En el Perú, la palabra reforma se repite como un mantra sin que se traduzca en cambios reales. La última es la del sistema de justicia.
La ciudadanía conoce bien los problemas del aparato judicial nacional. No es casualidad que, según el Barómetro de las Américas (LAPOP 2021), solo un 25 % de peruanos confíe en el Poder Judicial. La cifra más baja de confianza ciudadana en la región.
A pesar de esta crisis, y para desgracia del país, lo que hoy impulsa Perú Libre no apunta a resolver estos males de fondo. El dictamen respaldado por las bancadas Perú Bicentenario, Bloque Magisterial, Alianza para el Progreso, Podemos Perú y Honor y Democracia es una captura institucional enmascarada.
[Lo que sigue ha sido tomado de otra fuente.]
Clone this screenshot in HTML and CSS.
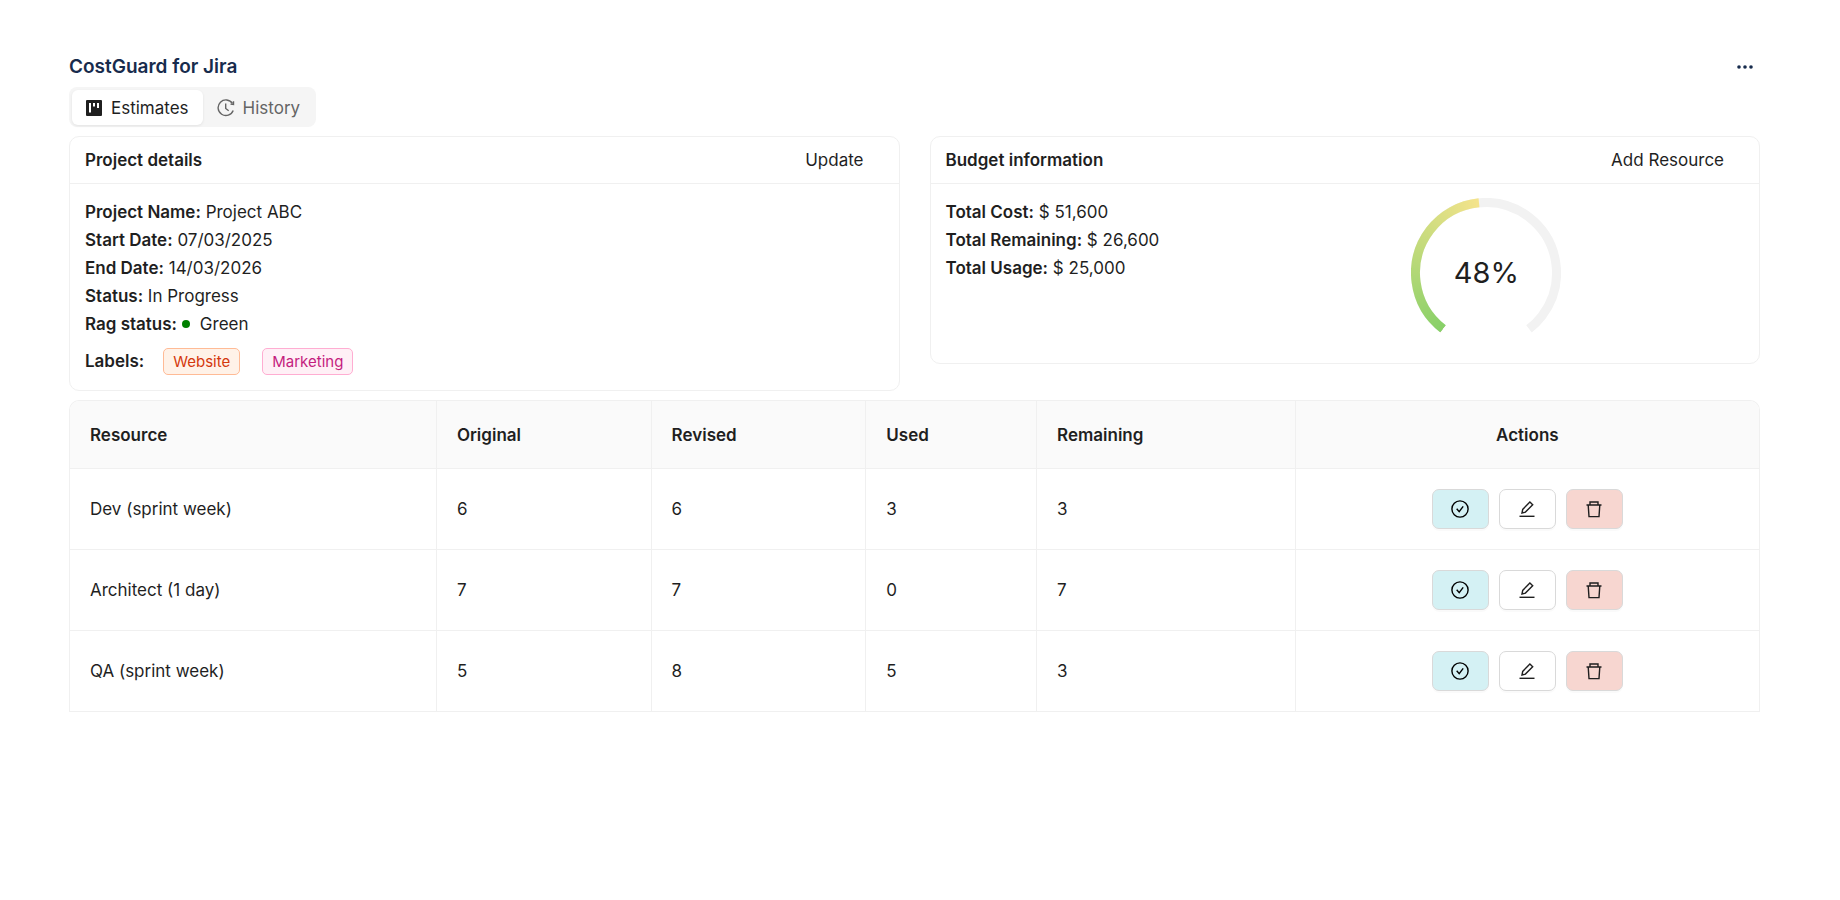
FILE: index.html
```html
<!DOCTYPE html>
<html lang="en">
<head>
  <meta charset="UTF-8">
  <meta name="viewport" content="width=device-width, initial-scale=1.0">
  <title>CostGuard for Jira</title>
  <link rel="stylesheet" href="styles.css">
</head>
<body>
  <!-- Icons shared by the table rows -->
  <svg class="sprite" aria-hidden="true">
    <symbol id="icon-check" viewBox="0 0 18 18">
      <circle cx="9" cy="9" r="8.100" />
      <path d="M5.700 8.700l2.500 2.900 4-5.300" />
    </symbol>
    <symbol id="icon-edit" viewBox="0 0 18 18">
      <path d="M1.500 16.300h15" />
      <path d="M4 13l.7-3.600L11.900 2l2.800 2.700-7.300 7.400z" />
    </symbol>
    <symbol id="icon-delete" viewBox="0 0 18 18">
      <path d="M1.500 5h15M5 5V2h8v3M3.200 5l.8 11.600h10L14.800 5" />
    </symbol>
  </svg>

  <div class="container">
    <header class="page-header">
      <h1>CostGuard for Jira</h1>
      <button class="more" type="button" aria-label="More">
        <svg width="16" height="4" viewBox="0 0 16 4"><circle cx="2" cy="2" r="1.800" /><circle cx="8" cy="2" r="1.800" /><circle cx="14" cy="2" r="1.800" /></svg>
      </button>
    </header>

    <nav class="tabs">
      <button class="tab active" type="button">
        <svg width="16" height="16" viewBox="0 0 16 16">
          <rect width="16" height="16" rx="1" fill="#1f1f1f" />
          <path d="M3 3h2v9.500h-2zM7 3h2v3.500h-2zM11 3h2v5h-2z" fill="#fff" />
        </svg>
        Estimates
      </button>
      <button class="tab" type="button">
        <svg class="line-icon" width="18" height="18" viewBox="0 0 18 18">
          <path d="M16.200 11.500A7.800 7.800 0 1 1 15.500 4.500" />
          <path d="M8.700 4.500v5l3 2.300M16.500 2.200v3.300l-3-.4" />
        </svg>
        History
      </button>
    </nav>

    <div class="cards">
      <section class="card">
        <div class="card-head">
          <h2>Project details</h2>
          <button class="text-button" type="button">Update</button>
        </div>
        <div class="card-body">
          <p><strong>Project Name:</strong> Project ABC</p>
          <p><strong>Start Date:</strong> 07/03/2025</p>
          <p><strong>End Date:</strong> 14/03/2026</p>
          <p><strong>Status:</strong> In Progress</p>
          <p><strong>Rag status:</strong> <span class="dot"></span>Green</p>
          <div class="labels">
            <strong>Labels:</strong>
            <span class="tag volcano">Website</span>
            <span class="tag magenta">Marketing</span>
          </div>
        </div>
      </section>

      <section class="card">
        <div class="card-head">
          <h2>Budget information</h2>
          <button class="text-button" type="button">Add Resource</button>
        </div>
        <div class="card-body budget">
          <div>
            <p><strong>Total Cost:</strong> $ 51,600</p>
            <p><strong>Total Remaining:</strong> $ 26,600</p>
            <p><strong>Total Usage:</strong> $ 25,000</p>
          </div>
          <div class="gauge">
            <svg width="150" height="150" viewBox="0 0 150 150">
              <mask id="used">
                <circle class="arc" cx="75" cy="75" r="70.5" pathLength="360" stroke="#fff" stroke-dasharray="136.8 360" transform="rotate(127.5 75 75)" />
              </mask>
              <circle class="arc" cx="75" cy="75" r="70.5" pathLength="360" stroke="#f2f2f2" stroke-dasharray="285 360" transform="rotate(127.5 75 75)" />
              <foreignObject width="150" height="150" mask="url(#used)">
                <div class="gauge-fill"></div>
              </foreignObject>
            </svg>
            <span class="gauge-text">48%</span>
          </div>
        </div>
      </section>
    </div>

    <table class="resources">
      <colgroup>
        <col class="col-resource">
        <col class="col-original">
        <col class="col-revised">
        <col class="col-used">
        <col class="col-remaining">
        <col class="col-actions">
      </colgroup>
      <thead>
        <tr>
          <th>Resource</th>
          <th>Original</th>
          <th>Revised</th>
          <th>Used</th>
          <th>Remaining</th>
          <th class="center">Actions</th>
        </tr>
      </thead>
      <tbody>
        <tr>
          <td>Dev (sprint week)</td>
          <td>6</td>
          <td>6</td>
          <td>3</td>
          <td>3</td>
          <td>
            <div class="actions">
              <button class="action done" type="button" aria-label="Complete"><svg><use href="#icon-check" /></svg></button>
              <button class="action" type="button" aria-label="Edit"><svg><use href="#icon-edit" /></svg></button>
              <button class="action delete" type="button" aria-label="Delete"><svg><use href="#icon-delete" /></svg></button>
            </div>
          </td>
        </tr>
        <tr>
          <td>Architect (1 day)</td>
          <td>7</td>
          <td>7</td>
          <td>0</td>
          <td>7</td>
          <td>
            <div class="actions">
              <button class="action done" type="button" aria-label="Complete"><svg><use href="#icon-check" /></svg></button>
              <button class="action" type="button" aria-label="Edit"><svg><use href="#icon-edit" /></svg></button>
              <button class="action delete" type="button" aria-label="Delete"><svg><use href="#icon-delete" /></svg></button>
            </div>
          </td>
        </tr>
        <tr>
          <td>QA (sprint week)</td>
          <td>5</td>
          <td>8</td>
          <td>5</td>
          <td>3</td>
          <td>
            <div class="actions">
              <button class="action done" type="button" aria-label="Complete"><svg><use href="#icon-check" /></svg></button>
              <button class="action" type="button" aria-label="Edit"><svg><use href="#icon-edit" /></svg></button>
              <button class="action delete" type="button" aria-label="Delete"><svg><use href="#icon-delete" /></svg></button>
            </div>
          </td>
        </tr>
      </tbody>
    </table>
  </div>
</body>
</html>
```
FILE: styles.css
```css
* {
  box-sizing: border-box;
}

body {
  margin: 0;
  font-family: Inter, sans-serif;
  font-size: 17px;
  line-height: 28px;
  color: #1f1f1f;
  background-color: #fff;
}

h1, h2, p {
  margin: 0;
}

strong {
  font-weight: 600;
}

button {
  font: inherit;
  color: inherit;
  border: none;
  background: none;
  padding: 0;
  cursor: pointer;
}

.sprite {
  display: none;
}

.container {
  padding: 53px 80px 40px 69px;
}

.page-header {
  display: flex;
  justify-content: space-between;
  align-items: center;
  height: 28px;
  padding-right: 7px;
}

.page-header h1 {
  font-size: 19px;
  font-weight: 600;
  color: #172b4d;
}

.more {
  display: flex;
  align-items: center;
  height: 28px;
  fill: #172b4d;
}

/* Tabs */
.tabs {
  display: inline-flex;
  margin-top: 6px;
  padding: 3px 3px 2px;
  border-radius: 8px;
  background-color: #f5f5f5;
  vertical-align: top;
}

.tab {
  display: flex;
  align-items: center;
  gap: 9px;
  height: 35px;
  padding: 0 14px;
  border-radius: 6px;
  color: #656565;
}

.tab + .tab {
  gap: 8px;
  padding-right: 13px;
}

.tab.active {
  color: #1f1f1f;
  background-color: #fff;
  box-shadow: 0 1px 3px rgba(0, 0, 0, 0.08);
}

.line-icon {
  fill: none;
  stroke: #656565;
  stroke-width: 1.4;
}

/* Cards */
.cards {
  display: grid;
  grid-template-columns: 1fr 1fr;
  gap: 30px;
  align-items: start;
  margin-top: 9px;
}

.card {
  border: 1px solid #f0f0f0;
  border-radius: 10px;
}

.card-head {
  display: flex;
  justify-content: space-between;
  align-items: center;
  height: 47px;
  padding: 0 15px;
  border-bottom: 1px solid #f0f0f0;
}

.card-head h2 {
  font-size: 17px;
  font-weight: 600;
}

.text-button {
  padding: 0 20px;
}

.card-body {
  padding: 14px 15px 15px;
}

.dot {
  display: inline-block;
  width: 8px;
  height: 8px;
  margin-right: 10px;
  border-radius: 50%;
  background-color: #008000;
  vertical-align: 2px;
}

.labels {
  display: flex;
  align-items: center;
  margin-top: 9px;
}

.tag {
  height: 27px;
  margin-left: 19px;
  padding: 0 9px;
  border: 1px solid;
  border-radius: 5px;
  font-size: 15px;
  line-height: 25px;
}

.tag + .tag {
  margin-left: 22px;
}

.volcano {
  color: #d4380d;
  background-color: #fff2e8;
  border-color: #ffbb96;
}

.magenta {
  color: #c41d7f;
  background-color: #fff0f6;
  border-color: #ffadd2;
}

.budget {
  display: grid;
  grid-template-columns: 14fr 10fr;
}

.gauge {
  display: grid;
  place-items: center;
  width: 150px;
  height: 150px;
}

.gauge svg,
.gauge-text {
  grid-area: 1 / 1;
}

.arc {
  fill: none;
  stroke-width: 9;
}

.gauge-fill {
  width: 150px;
  height: 150px;
  background: conic-gradient(from 217.5deg, #87d068, #ffe58f 150deg, #ffccc7 285deg);
}

.gauge-text {
  font-size: 29px;
}

/* Resource table */
.resources {
  width: 100%;
  margin-top: 9px;
  border: 1px solid #f0f0f0;
  border-bottom: none;
  border-radius: 10px 10px 0 0;
  border-spacing: 0;
  table-layout: fixed;
  overflow: hidden;
}

.resources th,
.resources td {
  padding: 20px;
  border-right: 1px solid #f0f0f0;
  border-bottom: 1px solid #f0f0f0;
  text-align: left;
  font-weight: 400;
}

.resources th {
  padding-bottom: 19px;
  font-weight: 600;
  background-color: #fafafa;
}

.resources th:last-child,
.resources td:last-child {
  border-right: none;
}

.resources .center {
  text-align: center;
}

.col-resource { width: 21.7%; }
.col-original { width: 12.7%; }
.col-revised { width: 12.7%; }
.col-used { width: 10.1%; }
.col-remaining { width: 15.3%; }
.col-actions { width: 27.4%; }

.actions {
  display: flex;
  justify-content: center;
  gap: 10px;
}

.action {
  display: flex;
  align-items: center;
  justify-content: center;
  width: 57px;
  height: 40px;
  border: 1px solid #d9d9d9;
  border-radius: 7px;
  background-color: #fff;
  box-shadow: 0 2px 0 rgba(0, 0, 0, 0.02);
}

.action svg {
  width: 18px;
  height: 18px;
  fill: none;
  stroke: #1f1f1f;
  stroke-width: 1.4;
}

.done {
  background-color: #d4f1f4;
}

.done svg {
  stroke: #000;
}

.delete {
  background-color: #f7d6d0;
}
```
Qué de reforma con solución directa para el ciudadano de a pie tiene la elección de jueces y fiscales por voto popular, el traslado de la formación de magistrados al Ejecutivo o dar al Congreso la potestad de designar a los supremos.
Responden a una lógica de control político, no de eficiencia.
Se busca alterar la arquitectura del sistema judicial para someterla al control de las mayorías parlamentarias y no de eficiencia del aparato judicial.
Una verdadera reforma, en cambio, debería atacar los nudos estructurales que sufren miles de peruanos que esperan por justicia en el país. Desde la sobrecarga procesal (más de 2 millones de expedientes pendientes reportados por el Poder Judicial), pasando por la digitalización incompleta (el 40 % de distritos judiciales aún carece de expediente electrónico), hasta la escasez presupuestal (el gasto en justicia equivale a apenas 1,4 % del presupuesto nacional).
La evaluación comparada en la región es de más ilustrativa. En Chile, la reforma procesal penal implementada desde 2000 redujo la duración promedio de juicios penales a menos de un año, gracias a audiencias orales, digitalización y autonomía de fiscales.
Una reforma judicial auténtica no se mide por la capacidad de los políticos para colocar magistrados afines, sino por su impacto en la vida de los ciudadanos. Esto es, por ejemplo, que los feminicidios no queden impunes, que los casos de corrupción se resuelvan en plazos razonables, que la justicia llegue también a las comunidades más alejadas.
Por eso, resulta indispensable desenmascarar la lógica del dictamen en debate. Lo que está en juego es finalmente la subordinación de la justicia al poder político. Y esa no es la reforma que el Perú necesita; es, sencillamente, un retroceso autoritario con ropaje institucional.